SGA Companies' Sassan Gharai had a lengthy talk about what they're planning for that intersection and conjoined lots, and this is not your standard standalone 7-11 that we're talking about. It's not going to be like the 20th & RIA store which is a focus of frustration for the community. Rather, we're looking at a mixed use development with a 7-11 at lobby level, facing away from the street and accessible off Otis.

I hope that we'll have some plans to discuss come the Fall.

Richard, I think you can do a lot better in your reasoning than "Clearly against development" in the face of my comments on the grocery store. My complaints - which I laid out to Mike Neibauer of WBJ - are that supply of the grocery as proposed would be difficult if not impossible due to the complicated intersection suggested by Donatelli.

It has nothing to do with not wanting a grocery in Brookland, I'll be the first to admit I'd like a second option other than the YES Organic on 12th. It has everything to do with the inability to supply that grocery with a reasonable fleet of grocery trucks, due to the sharp angled turn required to enter that parcel from 10th street, OR from Michigan Avenue westbound, both of which would have severely negative consequences for pedestrians along the 10th Street corridor.

In short: do your homework next time.

Best,
Tom Bridge
President, BNCA
Rather A Fan of Good Urban Development

 
At 5:19 PM, Blogger Richard Layman said...

first, you're right that I read too fast and so I mischaracterized your position. It's an occupational hazard considering all that I try to read generally and in a day. Sometimes I do make mistakes. Fortunately, I catch most of them.

But not all.

I will correct the entry.

However, I still stand by the point about the preference inferences.

It's not like the H-T at 1st and M Street NE creates significant issues for delivery. And a freight delivery plan could be put in place so that the vast majority of deliveries occur overnight, something I've pushed forward for years.

Obviously, I haven't looked at the proposals, but it wouldn't be hard to incorporate the right kind of infrastructure making this unproblematic.

Am I wrong about a preference for smaller and owner-occupied?

 
At 5:23 PM, Blogger Richard Layman said...

p.s. SGA ain't perfect. Look them up in the Post database with the criteria SGA and "Florida Avenue."

But a standalone 7-11 is a standalone 7-11 and will not add signficant value to the corridor in any significant way, unless people are really hankering for cheap hot dogs, which is about the only thing that 711 sells that isn't available on the corridor now.

(Note I've written about more upscale 7-11s being tested in NYC and Miami, but I doubt that's what's coming to 12th St. Frankly, I'd rather have a sheetz or a wawa, except that they don't do non-gas locations.

 
At 5:29 PM, Blogger Tom Bridge said...

Richard,

I'm assuming you meant to say "I'm sorry" or "I apologize" in there, and I'll accept it if that's what you meant to say.

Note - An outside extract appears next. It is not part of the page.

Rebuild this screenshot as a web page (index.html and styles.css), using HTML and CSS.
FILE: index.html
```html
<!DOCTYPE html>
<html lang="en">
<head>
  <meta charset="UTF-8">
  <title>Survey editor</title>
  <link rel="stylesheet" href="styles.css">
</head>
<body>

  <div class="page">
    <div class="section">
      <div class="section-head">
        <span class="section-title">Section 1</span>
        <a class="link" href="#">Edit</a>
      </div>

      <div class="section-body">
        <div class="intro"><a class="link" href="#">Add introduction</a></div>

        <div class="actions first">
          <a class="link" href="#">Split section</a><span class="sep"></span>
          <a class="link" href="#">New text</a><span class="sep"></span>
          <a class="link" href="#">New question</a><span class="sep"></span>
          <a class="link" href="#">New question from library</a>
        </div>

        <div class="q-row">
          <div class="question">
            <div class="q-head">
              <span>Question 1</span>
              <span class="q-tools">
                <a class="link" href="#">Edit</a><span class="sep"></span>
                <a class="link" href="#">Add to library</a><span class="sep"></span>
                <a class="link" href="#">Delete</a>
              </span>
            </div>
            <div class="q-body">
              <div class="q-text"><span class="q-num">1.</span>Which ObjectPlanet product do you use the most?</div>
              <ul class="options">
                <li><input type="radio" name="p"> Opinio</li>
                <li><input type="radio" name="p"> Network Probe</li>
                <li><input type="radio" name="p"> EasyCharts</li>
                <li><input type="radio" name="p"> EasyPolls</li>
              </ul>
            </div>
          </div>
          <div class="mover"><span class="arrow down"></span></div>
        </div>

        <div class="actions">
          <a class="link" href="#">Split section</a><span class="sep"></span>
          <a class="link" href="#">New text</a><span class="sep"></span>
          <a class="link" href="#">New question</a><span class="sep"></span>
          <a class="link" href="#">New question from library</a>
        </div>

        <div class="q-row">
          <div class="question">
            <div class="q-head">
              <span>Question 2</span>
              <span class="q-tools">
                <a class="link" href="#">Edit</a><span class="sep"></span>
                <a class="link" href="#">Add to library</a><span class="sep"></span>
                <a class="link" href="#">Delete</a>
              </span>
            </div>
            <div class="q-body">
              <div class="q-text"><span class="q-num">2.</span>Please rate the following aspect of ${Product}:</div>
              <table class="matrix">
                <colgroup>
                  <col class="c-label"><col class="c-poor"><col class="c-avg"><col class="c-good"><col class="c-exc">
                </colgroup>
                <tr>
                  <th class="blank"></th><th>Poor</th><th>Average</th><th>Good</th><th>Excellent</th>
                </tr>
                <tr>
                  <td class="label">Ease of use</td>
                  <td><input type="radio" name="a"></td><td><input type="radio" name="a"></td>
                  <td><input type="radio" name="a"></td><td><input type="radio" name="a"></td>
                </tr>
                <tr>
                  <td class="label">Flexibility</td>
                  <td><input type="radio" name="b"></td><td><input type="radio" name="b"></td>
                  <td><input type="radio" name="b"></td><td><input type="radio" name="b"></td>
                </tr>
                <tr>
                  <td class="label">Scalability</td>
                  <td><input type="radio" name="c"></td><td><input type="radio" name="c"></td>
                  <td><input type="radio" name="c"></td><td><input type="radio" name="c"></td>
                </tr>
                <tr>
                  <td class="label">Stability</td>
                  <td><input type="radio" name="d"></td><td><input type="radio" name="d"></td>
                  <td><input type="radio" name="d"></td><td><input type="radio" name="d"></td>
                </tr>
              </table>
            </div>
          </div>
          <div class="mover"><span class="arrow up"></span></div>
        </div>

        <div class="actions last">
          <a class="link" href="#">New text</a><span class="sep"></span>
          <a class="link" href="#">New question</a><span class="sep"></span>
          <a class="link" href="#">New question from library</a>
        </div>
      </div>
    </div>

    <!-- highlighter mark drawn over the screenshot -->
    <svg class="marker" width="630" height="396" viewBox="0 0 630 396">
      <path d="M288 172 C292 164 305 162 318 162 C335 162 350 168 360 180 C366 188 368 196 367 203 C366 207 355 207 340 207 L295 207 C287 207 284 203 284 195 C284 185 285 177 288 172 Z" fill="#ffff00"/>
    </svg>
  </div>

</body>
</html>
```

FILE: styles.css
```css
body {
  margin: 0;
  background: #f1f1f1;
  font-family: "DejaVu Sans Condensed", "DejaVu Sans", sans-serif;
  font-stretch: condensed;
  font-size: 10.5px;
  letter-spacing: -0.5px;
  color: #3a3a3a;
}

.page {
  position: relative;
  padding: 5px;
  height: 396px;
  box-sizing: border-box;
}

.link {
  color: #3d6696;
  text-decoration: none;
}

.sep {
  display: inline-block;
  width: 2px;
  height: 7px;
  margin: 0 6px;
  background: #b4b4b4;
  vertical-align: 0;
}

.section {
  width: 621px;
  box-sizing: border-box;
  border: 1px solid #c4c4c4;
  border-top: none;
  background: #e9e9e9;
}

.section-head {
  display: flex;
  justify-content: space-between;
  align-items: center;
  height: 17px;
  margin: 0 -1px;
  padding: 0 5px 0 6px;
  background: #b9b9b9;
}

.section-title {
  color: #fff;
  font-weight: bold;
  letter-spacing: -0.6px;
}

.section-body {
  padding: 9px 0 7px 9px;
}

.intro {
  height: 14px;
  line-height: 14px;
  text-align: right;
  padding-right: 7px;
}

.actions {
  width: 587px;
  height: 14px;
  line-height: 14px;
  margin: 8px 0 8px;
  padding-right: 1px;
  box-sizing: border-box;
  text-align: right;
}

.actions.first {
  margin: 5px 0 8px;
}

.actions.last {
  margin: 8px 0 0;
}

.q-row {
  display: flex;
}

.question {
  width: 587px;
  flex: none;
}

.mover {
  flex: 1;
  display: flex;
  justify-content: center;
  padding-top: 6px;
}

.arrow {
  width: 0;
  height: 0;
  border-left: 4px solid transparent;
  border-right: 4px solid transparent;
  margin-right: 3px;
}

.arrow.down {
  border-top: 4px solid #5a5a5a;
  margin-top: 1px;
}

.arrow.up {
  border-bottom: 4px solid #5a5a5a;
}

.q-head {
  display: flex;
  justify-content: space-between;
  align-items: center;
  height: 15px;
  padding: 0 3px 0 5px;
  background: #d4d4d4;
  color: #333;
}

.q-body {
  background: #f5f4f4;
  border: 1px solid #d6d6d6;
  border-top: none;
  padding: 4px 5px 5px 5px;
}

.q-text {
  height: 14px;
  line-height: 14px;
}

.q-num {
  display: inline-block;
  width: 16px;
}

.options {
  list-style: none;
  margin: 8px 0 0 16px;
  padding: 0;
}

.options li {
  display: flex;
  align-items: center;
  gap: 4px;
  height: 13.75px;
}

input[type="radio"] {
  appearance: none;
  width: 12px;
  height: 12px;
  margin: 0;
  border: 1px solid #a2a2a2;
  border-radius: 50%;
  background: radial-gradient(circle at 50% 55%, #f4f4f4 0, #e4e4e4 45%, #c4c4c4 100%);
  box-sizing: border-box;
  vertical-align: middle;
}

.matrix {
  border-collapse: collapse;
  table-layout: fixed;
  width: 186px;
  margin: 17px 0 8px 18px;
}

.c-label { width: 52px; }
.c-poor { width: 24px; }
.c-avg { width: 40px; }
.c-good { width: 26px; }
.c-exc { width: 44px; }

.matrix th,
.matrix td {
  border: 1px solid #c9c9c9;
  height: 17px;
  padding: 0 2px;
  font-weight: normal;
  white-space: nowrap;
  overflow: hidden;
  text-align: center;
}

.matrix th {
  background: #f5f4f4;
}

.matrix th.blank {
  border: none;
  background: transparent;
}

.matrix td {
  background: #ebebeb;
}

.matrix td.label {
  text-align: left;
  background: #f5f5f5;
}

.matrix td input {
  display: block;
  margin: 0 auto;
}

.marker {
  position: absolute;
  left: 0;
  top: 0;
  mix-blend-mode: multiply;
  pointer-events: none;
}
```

In the meantime: slow down. Posts like this one are why people in neighborhoods like Brookland don't trust urban development types: You're badly mischaracterizing objections, you're resorting to thin caricatures, and you fully admit that you read too fast, and I'm not sure that you have a good grasp on the events that you're writing about.

There are residents on 10th Street there who have grave noise concerns about overnight deliveries, and I can't blame them, and if you couple that with a bad intersection for delivery, we've got a situation that I would prefer not to see built, but rather an alternate retail option presented.

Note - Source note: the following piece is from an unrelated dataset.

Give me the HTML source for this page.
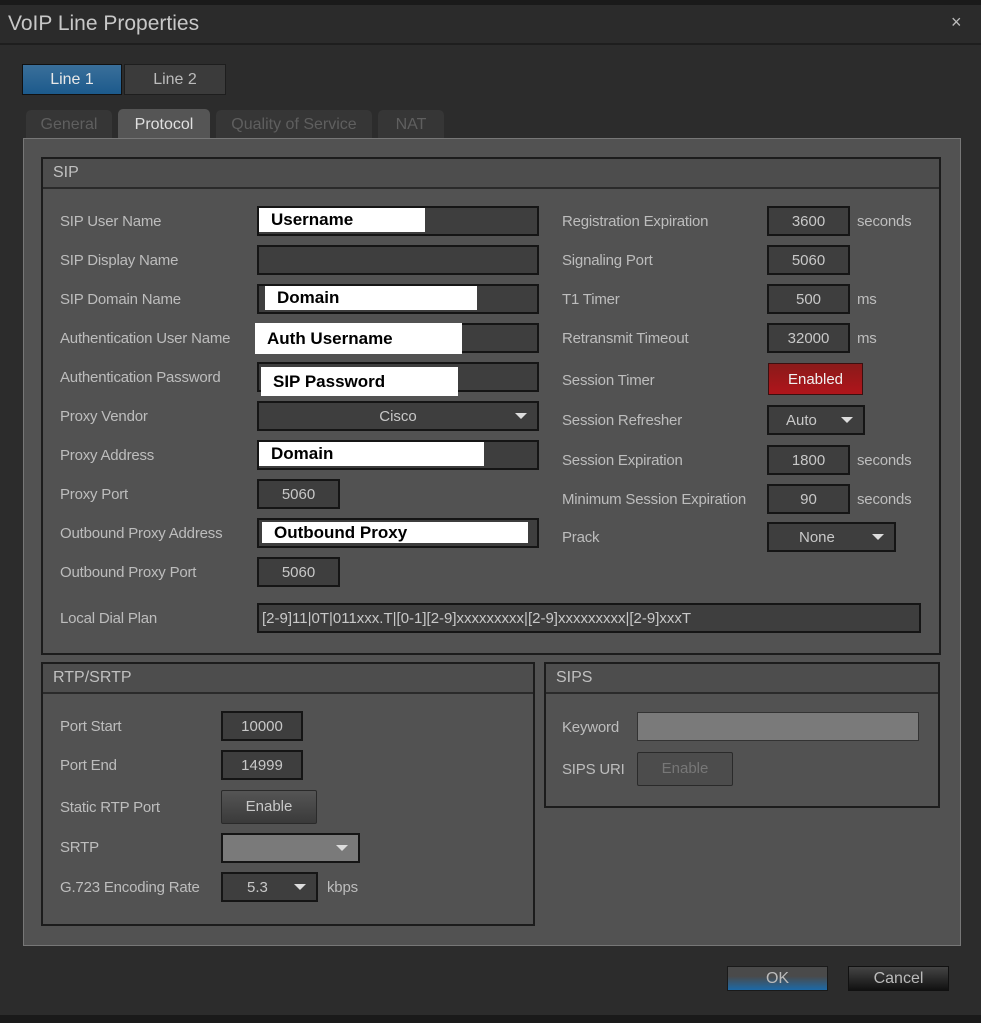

As for 7-11, until the drawings are out, and it's clear what's being proposed, don't be so quick to laugh and point and gloat and say "Ha, I told you you suck!"

Best,
Tom

 
At 5:33 PM, Blogger Tom Bridge said...

Richard,

As to your direct last question, yes, I prefer condo to rental, and 4 stories to 6.

 
At 9:46 PM, Blogger Richard Layman said...

I don't feel a need to have the last word, even though this sounds like I do.

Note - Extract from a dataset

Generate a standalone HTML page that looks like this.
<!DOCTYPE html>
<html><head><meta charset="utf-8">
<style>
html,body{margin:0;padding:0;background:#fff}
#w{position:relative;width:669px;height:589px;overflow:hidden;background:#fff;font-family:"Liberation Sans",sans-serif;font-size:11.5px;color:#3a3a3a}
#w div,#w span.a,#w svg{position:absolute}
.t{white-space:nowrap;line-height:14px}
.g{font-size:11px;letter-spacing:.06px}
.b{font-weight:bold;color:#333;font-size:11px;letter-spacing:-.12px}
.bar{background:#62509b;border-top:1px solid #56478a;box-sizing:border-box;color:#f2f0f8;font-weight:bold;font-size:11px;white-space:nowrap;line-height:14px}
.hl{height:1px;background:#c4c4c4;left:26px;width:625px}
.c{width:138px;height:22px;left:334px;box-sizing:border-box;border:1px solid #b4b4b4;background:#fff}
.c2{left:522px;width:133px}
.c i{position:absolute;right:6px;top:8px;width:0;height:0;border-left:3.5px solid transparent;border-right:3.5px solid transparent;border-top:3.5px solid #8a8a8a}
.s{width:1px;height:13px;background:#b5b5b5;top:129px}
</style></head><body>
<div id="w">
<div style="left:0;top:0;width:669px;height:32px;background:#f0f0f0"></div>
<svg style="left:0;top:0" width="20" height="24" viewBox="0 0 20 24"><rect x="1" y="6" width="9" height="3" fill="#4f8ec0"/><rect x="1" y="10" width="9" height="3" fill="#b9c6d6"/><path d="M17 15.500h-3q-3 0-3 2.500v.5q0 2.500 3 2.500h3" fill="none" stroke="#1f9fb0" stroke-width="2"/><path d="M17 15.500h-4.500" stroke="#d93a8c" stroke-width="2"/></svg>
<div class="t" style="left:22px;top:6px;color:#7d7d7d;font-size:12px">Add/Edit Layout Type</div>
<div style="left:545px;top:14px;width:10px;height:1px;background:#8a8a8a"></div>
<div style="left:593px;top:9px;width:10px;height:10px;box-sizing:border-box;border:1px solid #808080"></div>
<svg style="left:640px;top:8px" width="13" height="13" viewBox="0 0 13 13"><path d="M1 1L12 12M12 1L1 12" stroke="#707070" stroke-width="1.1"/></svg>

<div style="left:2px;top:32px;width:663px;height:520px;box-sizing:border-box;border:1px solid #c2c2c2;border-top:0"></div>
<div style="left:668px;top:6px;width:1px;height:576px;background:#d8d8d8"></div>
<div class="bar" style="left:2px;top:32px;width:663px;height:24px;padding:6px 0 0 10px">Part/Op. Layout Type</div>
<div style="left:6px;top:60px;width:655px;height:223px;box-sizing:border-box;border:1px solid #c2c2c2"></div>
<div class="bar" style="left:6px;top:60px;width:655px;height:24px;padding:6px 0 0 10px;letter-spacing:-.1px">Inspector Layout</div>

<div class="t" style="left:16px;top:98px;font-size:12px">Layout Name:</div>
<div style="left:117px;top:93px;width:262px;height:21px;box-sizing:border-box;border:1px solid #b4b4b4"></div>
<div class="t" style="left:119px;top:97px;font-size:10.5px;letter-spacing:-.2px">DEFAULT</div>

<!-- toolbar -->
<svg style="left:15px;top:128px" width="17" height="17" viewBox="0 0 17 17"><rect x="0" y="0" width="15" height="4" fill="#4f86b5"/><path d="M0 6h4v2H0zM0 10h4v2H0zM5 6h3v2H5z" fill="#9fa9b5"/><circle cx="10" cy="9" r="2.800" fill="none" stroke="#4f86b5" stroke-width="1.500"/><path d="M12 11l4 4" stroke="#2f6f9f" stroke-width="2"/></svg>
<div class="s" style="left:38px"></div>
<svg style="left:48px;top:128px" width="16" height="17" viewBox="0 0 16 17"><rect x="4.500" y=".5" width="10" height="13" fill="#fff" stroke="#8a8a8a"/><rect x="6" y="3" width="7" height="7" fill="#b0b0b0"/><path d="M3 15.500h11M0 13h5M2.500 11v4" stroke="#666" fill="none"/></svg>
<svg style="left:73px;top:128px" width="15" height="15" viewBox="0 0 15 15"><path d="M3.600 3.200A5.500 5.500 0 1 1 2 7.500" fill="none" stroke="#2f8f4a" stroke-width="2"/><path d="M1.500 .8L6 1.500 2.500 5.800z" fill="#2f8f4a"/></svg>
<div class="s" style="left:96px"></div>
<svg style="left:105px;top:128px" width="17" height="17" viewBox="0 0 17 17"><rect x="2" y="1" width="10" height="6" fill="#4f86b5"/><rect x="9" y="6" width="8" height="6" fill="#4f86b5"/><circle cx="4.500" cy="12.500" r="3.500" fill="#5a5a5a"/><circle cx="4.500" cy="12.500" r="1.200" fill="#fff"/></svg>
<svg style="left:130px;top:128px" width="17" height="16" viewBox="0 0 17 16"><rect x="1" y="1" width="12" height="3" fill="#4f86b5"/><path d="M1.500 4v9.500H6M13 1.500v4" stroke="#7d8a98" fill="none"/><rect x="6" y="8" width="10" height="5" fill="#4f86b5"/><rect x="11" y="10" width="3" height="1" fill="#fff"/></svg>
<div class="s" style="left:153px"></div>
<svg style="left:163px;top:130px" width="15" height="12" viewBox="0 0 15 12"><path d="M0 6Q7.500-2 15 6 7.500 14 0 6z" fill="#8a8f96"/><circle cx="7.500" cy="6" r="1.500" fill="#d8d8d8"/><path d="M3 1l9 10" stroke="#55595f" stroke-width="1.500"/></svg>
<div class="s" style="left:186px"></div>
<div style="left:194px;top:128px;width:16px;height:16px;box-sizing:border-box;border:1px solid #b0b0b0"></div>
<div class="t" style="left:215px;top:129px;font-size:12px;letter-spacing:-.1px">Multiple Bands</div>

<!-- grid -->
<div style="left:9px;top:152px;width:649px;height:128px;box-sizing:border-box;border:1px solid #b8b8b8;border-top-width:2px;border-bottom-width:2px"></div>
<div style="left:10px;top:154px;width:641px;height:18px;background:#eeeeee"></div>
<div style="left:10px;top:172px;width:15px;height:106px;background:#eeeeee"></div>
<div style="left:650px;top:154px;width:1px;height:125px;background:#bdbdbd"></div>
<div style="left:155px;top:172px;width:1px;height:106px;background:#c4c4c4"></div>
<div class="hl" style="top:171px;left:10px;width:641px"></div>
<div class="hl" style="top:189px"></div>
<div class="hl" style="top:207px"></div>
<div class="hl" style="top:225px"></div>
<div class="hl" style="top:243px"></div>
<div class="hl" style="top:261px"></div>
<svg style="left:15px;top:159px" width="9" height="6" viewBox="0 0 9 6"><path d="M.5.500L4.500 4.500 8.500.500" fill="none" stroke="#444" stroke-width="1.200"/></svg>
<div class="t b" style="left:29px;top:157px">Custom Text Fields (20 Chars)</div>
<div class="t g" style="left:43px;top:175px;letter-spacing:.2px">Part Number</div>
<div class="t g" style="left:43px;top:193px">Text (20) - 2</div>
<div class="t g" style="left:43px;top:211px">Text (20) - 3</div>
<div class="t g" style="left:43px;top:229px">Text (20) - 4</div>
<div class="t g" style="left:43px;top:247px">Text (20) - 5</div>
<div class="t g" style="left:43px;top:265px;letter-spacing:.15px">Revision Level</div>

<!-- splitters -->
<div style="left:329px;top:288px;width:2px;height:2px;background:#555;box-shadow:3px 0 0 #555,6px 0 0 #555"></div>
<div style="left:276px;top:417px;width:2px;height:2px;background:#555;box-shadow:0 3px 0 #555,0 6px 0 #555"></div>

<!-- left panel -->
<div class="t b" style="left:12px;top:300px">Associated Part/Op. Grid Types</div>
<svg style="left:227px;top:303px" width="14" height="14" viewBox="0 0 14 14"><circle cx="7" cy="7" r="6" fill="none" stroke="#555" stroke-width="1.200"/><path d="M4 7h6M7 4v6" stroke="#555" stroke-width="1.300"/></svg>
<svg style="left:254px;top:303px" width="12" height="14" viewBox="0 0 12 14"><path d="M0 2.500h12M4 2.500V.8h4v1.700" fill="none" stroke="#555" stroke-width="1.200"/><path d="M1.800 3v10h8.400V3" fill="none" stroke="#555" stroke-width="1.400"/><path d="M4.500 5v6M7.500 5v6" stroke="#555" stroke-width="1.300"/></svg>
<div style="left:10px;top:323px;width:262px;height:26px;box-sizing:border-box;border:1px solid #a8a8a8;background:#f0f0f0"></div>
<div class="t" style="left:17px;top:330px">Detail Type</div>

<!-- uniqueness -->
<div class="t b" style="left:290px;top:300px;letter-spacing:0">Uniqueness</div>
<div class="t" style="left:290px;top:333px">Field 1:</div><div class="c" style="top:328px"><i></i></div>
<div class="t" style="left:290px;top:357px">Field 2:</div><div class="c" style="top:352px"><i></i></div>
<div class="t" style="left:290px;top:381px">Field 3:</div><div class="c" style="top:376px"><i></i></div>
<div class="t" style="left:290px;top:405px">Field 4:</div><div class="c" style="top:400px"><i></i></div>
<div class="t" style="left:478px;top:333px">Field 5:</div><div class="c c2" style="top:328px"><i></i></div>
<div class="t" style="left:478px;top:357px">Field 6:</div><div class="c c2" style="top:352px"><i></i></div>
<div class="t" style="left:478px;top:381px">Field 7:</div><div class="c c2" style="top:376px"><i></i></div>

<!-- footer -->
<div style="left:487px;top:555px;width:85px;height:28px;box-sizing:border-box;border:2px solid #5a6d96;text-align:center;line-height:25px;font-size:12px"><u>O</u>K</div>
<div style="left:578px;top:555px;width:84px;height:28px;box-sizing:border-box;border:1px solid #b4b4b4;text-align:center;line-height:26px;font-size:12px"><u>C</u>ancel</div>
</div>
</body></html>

Just that there is a large body of work represented by 7-11s (and convenience stores generally) and even SGA, and it's reasonable to make an inference about the final product. And it isn't good. It's an example of not having the right framework in place to "force" development more towards what you want. It's an example of path dependence and having a weak framework generating a weak path.

WRT Harris-Teeter, again, they have a few hundred stores and now they are part of Kroger which has thousands of stores.

Granted most are suburban stores, but H-T has been developing an urban format that is generally ahead of all the other major supermarket companies in the US.

So my sense is that they can do a better job wrt freight management and delivery, that a Michigan Avenue delivery configuration would make the most sense.

Also, JBG is a leading firm in the city/region doing urban-focused urban design appropriate projects in urban settings.

I am not happy about Walmart, but of all the proposals in the city, thus far, the two done by JBG are by far the best.

The same goes with may of their other projects. JBG, Donatelli, Abdo are examples of companies doing work that pushes urbanity and placemaking forward in important ways.

And none of that should be required to be especially packaged for Brookland in unique ways.

 
At 7:46 AM, Anonymous Anonymous said...

why 4 stories over 6? Aren't you being short sighted about our housing crisis in DC? It is NIMBY attitudes towards density that are making it harder and harder for young people to live here. With new young people we get affluence, fewer people using social services and fewer cars, hopefully less taxes and a larger jury pool so we all do not have to go to the court every two or more years. I am fed up with bickering older people who all drive, never take transit, own an d expect to park 2-3 cars and have a mentality that the city is theirs only. We need density BADLY here in DC and we need it around metro stations and other places where people live- we also need corner stores and more retail - not less. If you want to live in a quiet suburb or a place with plenty of parking move to Houston or Dallas. DC is a real city- not a sprawl dead zone like those dumps. And we will only improve as more people can be allowed to live here - in TALLER buildings !!!